Following an article published by the World Economic Forum showing the importance of hydrogen fuel in the transport industry as it transitions towards sustainability, Quadrant Transport explored its significance and spoke to experts to learn more.
Battery power in electric vehicles have proven to be the ideal clean solution for short to medium-range applications. The one drawback of this clean fuel alternative is that it doesn’t work as effectively or practically for long-haul transport and heavy-duty applications.
In their article, the World Economic Forum show that the investment into and rollout of hydrogen fuel technology would complement battery power in the transport industry. This push for hydrogen needs to be underpinned by collaboration between industry leaders and collaboration.
To learn more, Quadrant Transport spoke to Silviya Barret, head of policy, research and projects at Campaign for Better Transport and Greg Archer, UK director at Transport and Environment.

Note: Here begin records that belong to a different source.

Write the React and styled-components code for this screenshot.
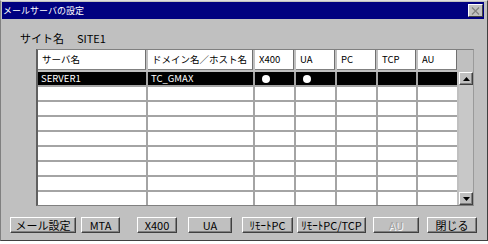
import React from 'react';
import styled, { createGlobalStyle } from 'styled-components';

const GlobalStyle = createGlobalStyle`
  body {
    margin: 0;
    background: #ffffff;
    font-family: 'Noto Sans CJK JP', 'Liberation Sans', sans-serif;
  }
`;

const Window = styled.div`
  box-sizing: border-box;
  width: 488px;
  height: 241px;
  background: #c0c0c0;
  border: 1px solid #404040;
  border-top-color: #dfdfdf;
  border-left-color: #808080;
  padding: 1px 3px 1px 1px;
  display: flex;
  flex-direction: column;
`;

const TitleBar = styled.div`
  height: 17px;
  background: #000080;
  display: flex;
  align-items: center;
  justify-content: space-between;
  padding: 0 1px 0 1px;
`;

const TitleText = styled.span`
  color: #ffffff;
  font-size: 9px;
  line-height: 17px;
`;

const CloseButton = styled.div`
  box-sizing: border-box;
  width: 15px;
  height: 13px;
  background: #c0c0c0;
  border: 1px solid;
  border-color: #ffffff #404040 #404040 #ffffff;
  display: flex;
  align-items: center;
  justify-content: center;
`;

const SiteRow = styled.div`
  display: flex;
  align-items: center;
  gap: 13px;
  height: 14px;
  margin: 12px 0 0 18px;
  font-size: 11px;
  color: #000;
`;

const GridFrame = styled.div`
  box-sizing: border-box;
  width: 438px;
  height: 157px;
  margin: 4px 0 0 34px;
  border: 1px solid #808080;
  border-left: 2px solid #606060;
  border-right-color: #9a9a9a;
  background: #c0c0c0;
  display: flex;
  flex-direction: column;
  gap: 2px;
`;

const HeaderRow = styled.div`
  display: flex;
  gap: 2px;
  height: 20px;
`;

const HeaderCell = styled.div`
  box-sizing: border-box;
  width: ${(p) => p.$w}px;
  height: 20px;
  background: #ffffff;
  border-right: 1px solid #707070;
  border-bottom: 1px solid #808080;
  padding-left: ${(p) => p.$pad}px;
  font-size: 9.5px;
  line-height: 19px;
  color: #000;
  white-space: nowrap;
`;

const Body = styled.div`
  display: flex;
  gap: 2px;
  height: 133px;
`;

const DataGrid = styled.div`
  display: grid;
  grid-template-columns: 108px 105px 39px 39px 39px 38px 39px;
  grid-auto-rows: 13px;
  gap: 2px;
  background: #a4a4a4;
`;

const Cell = styled.div`
  background: ${(p) => (p.$selected ? '#000000' : '#ffffff')};
  color: ${(p) => (p.$selected ? '#ffffff' : '#000000')};
  font-size: 9.5px;
  line-height: 13px;
  padding-left: 3px;
  white-space: nowrap;
  overflow: hidden;
  display: flex;
  align-items: center;
`;

const Dot = styled.span`
  width: 8px;
  height: 8px;
  margin-left: 4px;
  border-radius: 50%;
  background: #ffffff;
`;

const Scrollbar = styled.div`
  width: 14px;
  display: flex;
  flex-direction: column;
  justify-content: space-between;
  background: #c8c8c8;
`;

const ScrollButton = styled.div`
  box-sizing: border-box;
  width: 14px;
  height: 13px;
  background: #c0c0c0;
  border: 1px solid;
  border-color: #ffffff #404040 #404040 #ffffff;
  box-shadow: inset -1px -1px #808080;
  display: flex;
  align-items: center;
  justify-content: center;
`;

const ButtonRow = styled.div`
  display: flex;
  margin-top: 11px;
`;

const Button = styled.div`
  box-sizing: border-box;
  width: ${(p) => p.$w}px;
  height: 16px;
  margin-left: ${(p) => p.$ml}px;
  background: #c0c0c0;
  border: 1px solid;
  border-color: #ffffff #404040 #404040 #ffffff;
  box-shadow: inset -1px -1px #808080;
  display: flex;
  align-items: center;
  justify-content: center;
  font-size: 11px;
  line-height: 14px;
  white-space: nowrap;
  color: ${(p) => (p.$disabled ? '#a0a0a0' : '#000000')};
  text-shadow: ${(p) => (p.$disabled ? '1px 1px #ffffff' : 'none')};
`;

const columns = [
  { title: 'サーバ名', w: 108, pad: 4 },
  { title: 'ドメイン名／ホスト名', w: 105, pad: 4 },
  { title: 'X400', w: 39, pad: 4 },
  { title: 'UA', w: 39, pad: 4 },
  { title: 'PC', w: 39, pad: 4 },
  { title: 'TCP', w: 38, pad: 4 },
  { title: 'AU', w: 39, pad: 4 },
];

const rows = [
  { name: 'SERVER1', host: 'TC_GMAX', x400: true, ua: true },
  ...Array.from({ length: 8 }, () => ({})),
];

const buttons = [
  { label: 'メール設定', w: 66, ml: 8 },
  { label: 'MTA', w: 39, ml: 5 },
  { label: 'X400', w: 40, ml: 17 },
  { label: 'UA', w: 44, ml: 11 },
  { label: 'ﾘﾓｰﾄPC', w: 51, ml: 10 },
  { label: 'ﾘﾓｰﾄPC/TCP', w: 69, ml: 4 },
  { label: 'AU', w: 46, ml: 7, disabled: true },
  { label: '閉じる', w: 50, ml: 8 },
];

const Arrow = ({ up }) => (
  <svg width="7" height="4" viewBox="0 0 7 4">
    <polygon points={up ? '3.5,0 7,4 0,4' : '0,0 7,0 3.5,4'} fill="#000" />
  </svg>
);

export default function App() {
  return (
    <>
      <GlobalStyle />
      <Window>
        <TitleBar>
          <TitleText>メールサーバの設定</TitleText>
          <CloseButton>
            <svg width="9" height="8" viewBox="0 0 9 8">
              <path d="M1 0.5 L8 7.5 M8 0.5 L1 7.5" stroke="#808080" strokeWidth="1.3" />
            </svg>
          </CloseButton>
        </TitleBar>
        <SiteRow>
          <span>サイト名</span>
          <span>SITE1</span>
        </SiteRow>
        <GridFrame>
          <HeaderRow>
            {columns.map((c) => (
              <HeaderCell key={c.title} $w={c.w} $pad={c.pad}>
                {c.title}
              </HeaderCell>
            ))}
          </HeaderRow>
          <Body>
            <DataGrid>
              {rows.map((r, i) => {
                const sel = i === 0;
                return (
                  <React.Fragment key={i}>
                    <Cell $selected={sel}>{r.name}</Cell>
                    <Cell $selected={sel}>{r.host}</Cell>
                    <Cell $selected={sel}>{r.x400 && <Dot />}</Cell>
                    <Cell $selected={sel}>{r.ua && <Dot />}</Cell>
                    <Cell $selected={sel} />
                    <Cell $selected={sel} />
                    <Cell $selected={sel} />
                  </React.Fragment>
                );
              })}
            </DataGrid>
            <Scrollbar>
              <ScrollButton>
                <Arrow up />
              </ScrollButton>
              <ScrollButton>
                <Arrow />
              </ScrollButton>
            </Scrollbar>
          </Body>
        </GridFrame>
        <ButtonRow>
          {buttons.map((b) => (
            <Button key={b.label} $w={b.w} $ml={b.ml} $disabled={b.disabled}>
              {b.label}
            </Button>
          ))}
        </ButtonRow>
      </Window>
    </>
  );
}
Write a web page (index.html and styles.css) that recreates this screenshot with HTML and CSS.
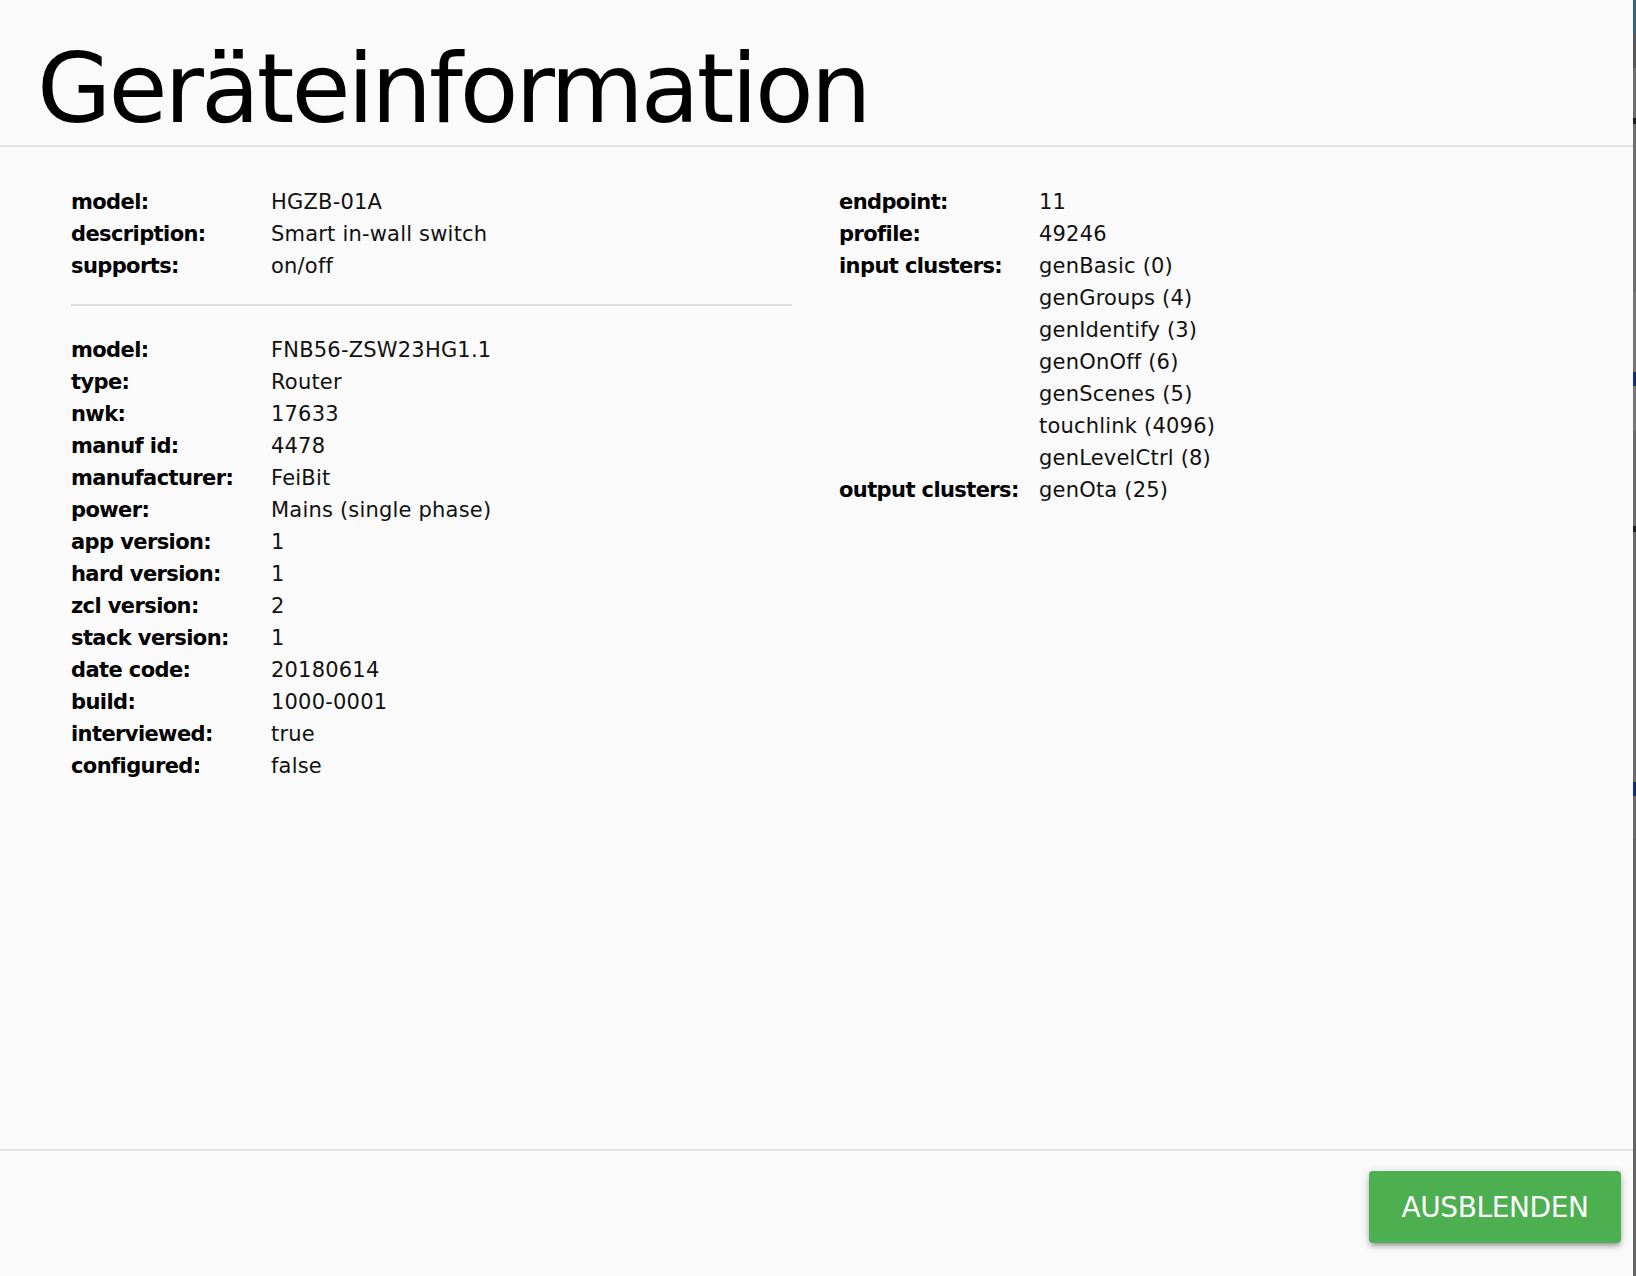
FILE: index.html
```html
<!DOCTYPE html>
<html>
<head>
  <meta charset="utf-8">
  <link rel="stylesheet" href="styles.css">
</head>
<body>
  <div class="modal">
    <div class="modal-header">
      <h4 class="title">Geräteinformation</h4>
    </div>

    <div class="modal-content">
      <div class="col">
        <div class="props">
          <span class="key">model:</span><span class="val">HGZB-01A</span>
          <span class="key">description:</span><span class="val">Smart in-wall switch</span>
          <span class="key">supports:</span><span class="val">on/off</span>
        </div>
        <hr class="sep">
        <div class="props">
          <span class="key">model:</span><span class="val">FNB56-ZSW23HG1.1</span>
          <span class="key">type:</span><span class="val">Router</span>
          <span class="key">nwk:</span><span class="val">17633</span>
          <span class="key">manuf id:</span><span class="val">4478</span>
          <span class="key">manufacturer:</span><span class="val">FeiBit</span>
          <span class="key">power:</span><span class="val">Mains (single phase)</span>
          <span class="key">app version:</span><span class="val">1</span>
          <span class="key">hard version:</span><span class="val">1</span>
          <span class="key">zcl version:</span><span class="val">2</span>
          <span class="key">stack version:</span><span class="val">1</span>
          <span class="key">date code:</span><span class="val">20180614</span>
          <span class="key">build:</span><span class="val">1000-0001</span>
          <span class="key">interviewed:</span><span class="val">true</span>
          <span class="key">configured:</span><span class="val">false</span>
        </div>
      </div>

      <div class="col">
        <div class="props">
          <span class="key">endpoint:</span><span class="val">11</span>
          <span class="key">profile:</span><span class="val">49246</span>
          <span class="key">input clusters:</span>
          <span class="val list">
            <span>genBasic (0)</span>
            <span>genGroups (4)</span>
            <span>genIdentify (3)</span>
            <span>genOnOff (6)</span>
            <span>genScenes (5)</span>
            <span>touchlink (4096)</span>
            <span>genLevelCtrl (8)</span>
          </span>
          <span class="key">output clusters:</span><span class="val">genOta (25)</span>
        </div>
      </div>
    </div>

    <div class="modal-footer">
      <button class="btn btn-green">Ausblenden</button>
    </div>
  </div>

  <!-- the page behind the dialog shows through on the right -->
  <div class="edge"></div>
</body>
</html>
```

FILE: styles.css
```css
* {
  margin: 0;
  padding: 0;
  box-sizing: border-box;
}

body {
  width: 100%;
  height: 100vh;
  display: flex;
  overflow: hidden;
  background: #fafafa;
  color: #111;
  font-family: 'DejaVu Sans', 'Liberation Sans', sans-serif;
}

.modal {
  flex: 1;
  display: flex;
  flex-direction: column;
  background: #fafafa;
}

.modal-header {
  height: 147px;
  padding: 41px 0 0 37px;
  border-bottom: 2px solid #e2e2e2;
  flex-shrink: 0;
}

.title {
  font-size: 96px;
  line-height: 96px;
  font-weight: normal;
  letter-spacing: -3px;
  color: #000;
}

.modal-content {
  flex: 1;
  display: grid;
  grid-template-columns: 721px 1fr;
  gap: 47px;
  padding: 39px 0 0 71px;
  min-height: 0;
}

.props {
  display: grid;
  grid-template-columns: 200px 1fr;
  align-items: start;
  font-size: 21px;
  line-height: 32px;
}

.key {
  font-weight: bold;
  letter-spacing: -0.6px;
  color: #000;
}

.val {
  letter-spacing: 0.2px;
}

.val.list {
  display: flex;
  flex-direction: column;
}

.sep {
  border: none;
  height: 2px;
  background: #e0e0e0;
  margin: 22px 0 28px;
}

.modal-footer {
  border-top: 2px solid #e2e2e2;
  padding: 20px 12px 33px;
  display: flex;
  justify-content: flex-end;
  flex-shrink: 0;
}

.btn {
  width: 252px;
  height: 72px;
  border: none;
  border-radius: 4px;
  font-family: inherit;
  font-size: 28px;
  letter-spacing: -0.4px;
  text-transform: uppercase;
  color: #fff;
  cursor: pointer;
}

.btn-green {
  background: #4caf50;
  box-shadow: 0 4px 4px 0 rgba(0, 0, 0, 0.14),
              0 6px 2px -4px rgba(0, 0, 0, 0.12),
              0 2px 10px 0 rgba(0, 0, 0, 0.2);
}

.edge {
  width: 3px;
  flex-shrink: 0;
  background: linear-gradient(to bottom,
    #3c6283 0, #3c6283 33px,
    #575757 33px, #575757 68px,
    #6e6e6e 68px, #6e6e6e 118px,
    #1e1e1e 118px, #1e1e1e 124px,
    #6e6e6e 124px, #6e6e6e 292px,
    #777 292px, #777 372px,
    #1b2a8a 372px, #1b2a8a 386px,
    #777 386px, #777 430px,
    #6c6c6c 430px, #6c6c6c 526px,
    #1e1e1e 526px, #1e1e1e 532px,
    #6c6c6c 532px, #6c6c6c 782px,
    #1b2a8a 782px, #1b2a8a 796px,
    #6c6c6c 796px, #6c6c6c 838px,
    #666 838px);
}
```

Silviya explained: “There is a need to diversify and make sure we have a range of options for decarbonisation for vehicle fleets. Specifically for heavier vehicles, such as lorries, buses and trains.”
Interestingly, Silviya believes there is a gap in the clean fuels market for the UK to become world leaders in hydrogen fuel. She said, “There are other countries that are leading in terms of production of the batteries and the vehicles, but hydrogen is still somewhere where, with the right investment, the UK can be a leader in that market and create jobs and opportunities as well.”
Developing the latest technology
It is imperative that we develop tomorrow’s climate-smart solutions whilst maintaining the production of environmentally responsible transport today. In order to avoid a ‘one-size-fits-all’ approach when it comes to sustainable fuel alternatives, hydrogen needs to be considered for long haul vehicles.
“We should be seeing a much greater demand for the shift towards clean alternatives to the car,” Silviya said.
We should be seeing a much greater demand for the shift towards clean alternatives to the car
“There are lots of ways to achieve this, one is obviously to make sure the alternatives are attractive and affordable in order to enable people to move to cleaner alternatives to vehicles, but also to buses and trains,” she added.
So larger, longer haul vehicles aren’t left behind in this transition to environmentally friendly solutions, hydrogen should be considered. There is a lot of work left to do to harness its full potential and Silviya urges the UK government to invest “into research and development to meet the supply and demand for it.”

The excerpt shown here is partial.